Het moment waarop de amvb moet worden voorgehangen maakt een afweging waarbij een mogelijke ombuiging op de huurtoeslag wordt bezien in het licht van het totale koopkrachtbeeld lastig. Het koopkrachtbeeld wordt immers meegenomen in de augustusbesluitvorming van het kabinet, die mede afhankelijk is van de cMEV ramingen van het CPB. Deze ramingen zijn dit jaar op 14 augustus gepubliceerd. De augustusbesluitvorming wordt eind augustus afgerond. De Minister voor Wonen en Rijksdienst heeft (met inachtneming van bovengeschetste procedure) dan ook op 20 augustus de amvb ter invulling van de bezuiniging op de huurtoeslag aan u voorgelegd. Dit laat overigens onverlet dat deze bezuiniging bij de besluitvorming over het koopkrachtbeeld kan worden meegewogen. Mocht deze afweging leiden tot een ander besluit over de bezuiniging op de huurtoeslag, zal uw Kamer daarover zo snel mogelijk worden geïnformeerd.

Ik ben mij ervan bewust dat deze gang van zaken, waarbij een voorstel voor invulling van een bezuiniging aan het parlement moet worden voorgelegd, voordat deze bezuiniging is bezien in het totale koopkrachtbeeld voor 2015, niet optimaal is. Een oplossing voor deze situatie, weliswaar niet al voor 2015, maar wel voor de verdere toekomst, zou kunnen worden gevonden in het inkorten van de verplichte voorhangtermijn van de betrokken amvb naar zes weken. Indien uw Kamer dat wenst kan een daartoe strekkend wetsvoorstel aan u worden voorgelegd.

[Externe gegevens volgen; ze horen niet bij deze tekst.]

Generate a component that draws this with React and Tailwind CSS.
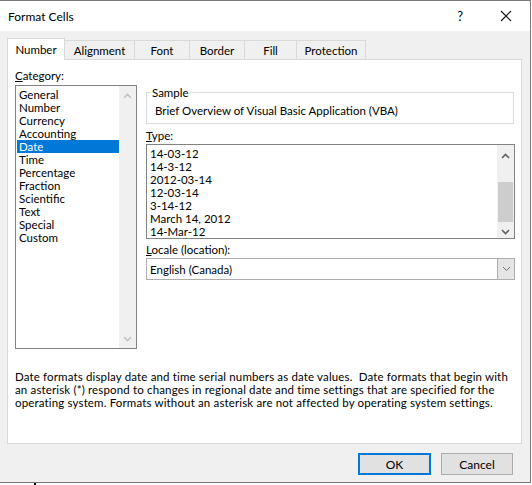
import React from 'react'

const categories = ['General', 'Number', 'Currency', 'Accounting', 'Date', 'Time', 'Percentage', 'Fraction', 'Scientific', 'Text', 'Special', 'Custom']
const types = ['14-03-12', '14-3-12', '2012-03-14', '12-03-14', '3-14-12', 'March 14, 2012', '14-Mar-12']
const tabs = [
  { label: 'Number', w: 'w-[58px]' },
  { label: 'Alignment', w: 'w-[70px]' },
  { label: 'Font', w: 'w-[55px]' },
  { label: 'Border', w: 'w-[55px]' },
  { label: 'Fill', w: 'w-[52px]' },
  { label: 'Protection', w: 'w-[69px]' },
]

function Chevron({ up, color = '#606060' }) {
  return (
    <svg width="9" height="6" viewBox="0 0 9 6" fill="none">
      <path d={up ? 'M1 5 L4.5 1.5 L8 5' : 'M1 1 L4.5 4.5 L8 1'} stroke={color} strokeWidth="1.6" />
    </svg>
  )
}

function Tab({ label, w, active }) {
  if (active) {
    return (
      <div className={`${w} h-[22px] -mb-px relative z-10 bg-white border-l border-t border-r border-[#d9d9d9] flex items-center justify-center pb-[1px]`}>
        {label}
      </div>
    )
  }
  return (
    <div className={`${w} h-[19px] border-t border-r border-[#d9d9d9] flex items-center justify-center pt-[1px]`}>
      {label}
    </div>
  )
}

export default function App() {
  return (
    <div className="w-[532px] h-[485px] bg-white overflow-hidden font-['Lato',sans-serif] text-[11.5px] leading-[13px] text-black">
      <div className="w-[531px] h-[483px] bg-[#f0f0f0] border-t border-r border-b border-[#7a7a7a] flex flex-col">
        {/* title bar */}
        <div className="h-[30px] bg-white flex items-center shrink-0">
          <span className="pl-[8px] text-[12px]">Format Cells</span>
          <span className="ml-auto text-[13px] mr-[37px]">?</span>
          <svg width="12" height="12" viewBox="0 0 12 12" className="mr-[18px]">
            <path d="M1 1 L11 11 M11 1 L1 11" stroke="#111" strokeWidth="1.1" />
          </svg>
        </div>

        {/* tabs */}
        <div className="mt-[7px] pl-[7px] flex items-end h-[21px]">
          {tabs.map((t, i) => (
            <Tab key={t.label} label={t.label} w={t.w} active={i === 0} />
          ))}
        </div>

        {/* panel */}
        <div className="ml-[7px] w-[515px] h-[385px] bg-white border border-[#d9d9d9] flex flex-col">
          <div className="flex pt-[9px] pl-[7px]">
            {/* category column */}
            <div className="flex flex-col">
              <div><span className="underline">C</span>ategory:</div>
              <div className="mt-[3px] w-[122px] h-[264px] border border-[#828282] flex">
                <div className="flex-1 pt-[1.5px] pl-[1px]">
                  {categories.map((c) => (
                    <div
                      key={c}
                      className={`h-[13px] pl-[2px] ${c === 'Date' ? 'bg-[#0078d7] text-white' : ''}`}
                    >
                      {c}
                    </div>
                  ))}
                </div>
                <div className="w-[17px] bg-[#f0f0f0] flex flex-col items-center justify-between pt-[7px] pb-[6px]">
                  <Chevron up color="#c2c2c2" />
                  <Chevron color="#c2c2c2" />
                </div>
              </div>
            </div>

            {/* right column */}
            <div className="ml-[9px] mt-[17px] flex flex-col w-[368px]">
              <fieldset className="border border-[#dcdcdc] w-[368px]">
                <legend className="ml-[4px] px-[1px]">Sample</legend>
                <div className="h-[24px] flex items-center pl-[8px] pb-[2px]">
                  Brief Overview of Visual Basic Application (VBA)
                </div>
              </fieldset>

              <div className="mt-[5px]"><span className="underline">T</span>ype:</div>
              <div className="mt-[2px] w-[369px] h-[95px] border border-[#828282] flex">
                <div className="flex-1 pt-[1.5px] pl-[3px]">
                  {types.map((t) => (
                    <div key={t} className="h-[13px]">{t}</div>
                  ))}
                </div>
                <div className="w-[17px] bg-[#f0f0f0] flex flex-col items-center">
                  <div className="h-[19px] flex items-center justify-center pt-[2px]">
                    <Chevron up />
                  </div>
                  <div className="w-[15px] h-[18px]" />
                  <div className="w-[15px] h-[40px] bg-[#cdcdcd]" />
                  <div className="flex-1 flex items-center justify-center pt-[3px]">
                    <Chevron />
                  </div>
                </div>
              </div>

              <div className="mt-[3.5px]"><span className="underline">L</span>ocale (location):</div>
              <div className="mt-[2.5px] w-[369px] h-[22px] border border-[#adadad] bg-white flex items-center">
                <span className="pl-[3px] flex-1">English (Canada)</span>
                <div className="w-[17px] h-[20px] bg-[#e5e5e5] border-l border-[#adadad] flex items-center justify-center">
                  <svg width="9" height="6" viewBox="0 0 9 6" fill="none">
                    <path d="M1 1 L4.5 4.5 L8 1" stroke="#707070" strokeWidth="1" />
                  </svg>
                </div>
              </div>
            </div>
          </div>

          <p className="mt-[21px] pl-[7px] tracking-[0.15px]">
            Date formats display date and time serial numbers as date values.&nbsp; Date formats that begin with
            <br />
            an asterisk (*) respond to changes in regional date and time settings that are specified for the
            <br />
            operating system. Formats without an asterisk are not affected by operating system settings.
          </p>
        </div>

        {/* buttons */}
        <div className="mt-[9px] flex justify-end pr-[17px] gap-[10px]">
          <button className="w-[73px] h-[22px] bg-[#e1e1e1] border-2 border-[#0078d7] text-[12px]">OK</button>
          <button className="w-[72px] h-[22px] bg-[#e1e1e1] border border-[#adadad] text-[12px]">Cancel</button>
        </div>
      </div>
      <div className="h-[2px] flex">
        <div className="ml-[34px] w-[2px] h-[2px] bg-black" />
      </div>
    </div>
  )
}
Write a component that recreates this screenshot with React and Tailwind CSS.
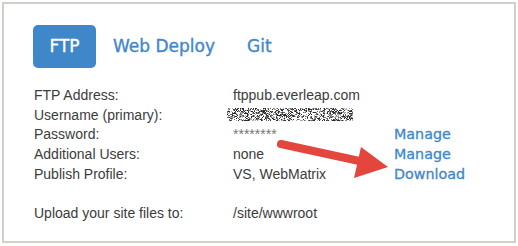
import React from "react";

const rows = [
  { label: "FTP Address:", value: "ftppub.everleap.com" },
  { label: "Username (primary):", value: "noise" },
  { label: "Password:", value: "********", link: "Manage" },
  { label: "Additional Users:", value: "none", link: "Manage" },
  { label: "Publish Profile:", value: "VS, WebMatrix", link: "Download" },
  { label: "", value: "" },
  { label: "Upload your site files to:", value: "/site/wwwroot" },
];

// scrambled block that hides the username
const Noise = () => {
  let seed = 7;
  const rand = () => {
    seed = (seed * 1103515245 + 12345) % 2147483648;
    return seed / 2147483648;
  };
  const cells = [];
  for (let y = 0; y < 13; y++) {
    for (let x = 0; x < 126; x++) {
      const r = rand();
      if (r < 0.55) {
        const shade = r < 0.2 ? "#2a2a2a" : r < 0.38 ? "#666" : "#aaa";
        cells.push(<rect key={x + "-" + y} x={x} y={y} width="1" height="1" fill={shade} />);
      }
    }
  }
  return (
    <svg width="126" height="13" className="inline-block align-middle -ml-[6px] -mt-[3px]">
      {cells}
    </svg>
  );
};

const App = () => {
  return (
    <div className="relative w-[518px] h-[246px] bg-white p-[2px]">
      <div className="h-[241px] w-[514px] border-2 border-[#d3cfca] pl-[29px] pt-[21px]">
        <div className="flex items-center font-['DejaVu_Sans',sans-serif] text-[17px] [-webkit-text-stroke:0.35px]">
          <div className="h-[43px] w-[63px] rounded-[5px] bg-[#3f87c9] text-white flex items-center justify-center">
            FTP
          </div>
          <div className="px-4 text-[#3f87c9] ml-px">Web Deploy</div>
          <div className="px-4 text-[#3f87c9]">Git</div>
        </div>

        <div className="mt-[18px] ml-px grid grid-cols-[199px_161px_auto] leading-[19.7px] text-[14px] text-[#3c3c3c] font-['Liberation_Sans',Arial,sans-serif]">
          {rows.map((row, i) => (
            <React.Fragment key={i}>
              <div className="h-[19.7px]">{row.label}</div>
              <div className="h-[19.7px]">
                {row.value === "noise" ? (
                  <Noise />
                ) : (
                  <span className={row.value.startsWith("*") ? "text-[#777]" : ""}>{row.value}</span>
                )}
              </div>
              <div className="h-[19.7px] text-[14.3px] text-[#3f87c9] font-['DejaVu_Sans',sans-serif] [-webkit-text-stroke:0.3px]">
                {row.link || ""}
              </div>
            </React.Fragment>
          ))}
        </div>
      </div>

      <svg className="absolute inset-0 pointer-events-none" width="518" height="246">
        <line x1="281" y1="144" x2="364" y2="162" stroke="#e2463c" strokeWidth="8" strokeLinecap="round" />
        <polygon points="361,147 388,167 354,178" fill="#e2463c" />
      </svg>
    </div>
  );
};

export default App;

Volledigheidshalve merk ik op dat een en ander uiteraard niet betekent dat er in de komende jaren geen sprake meer kan zijn van ombuigingsvoorstellen op de huurtoeslag, want voor het kabinet blijft in beginsel gelden dat tekorten specifiek moeten worden opgelost. De hierboven voorgestelde procedure stelt kabinet en Kamer in staat eventueel een andere afweging te maken.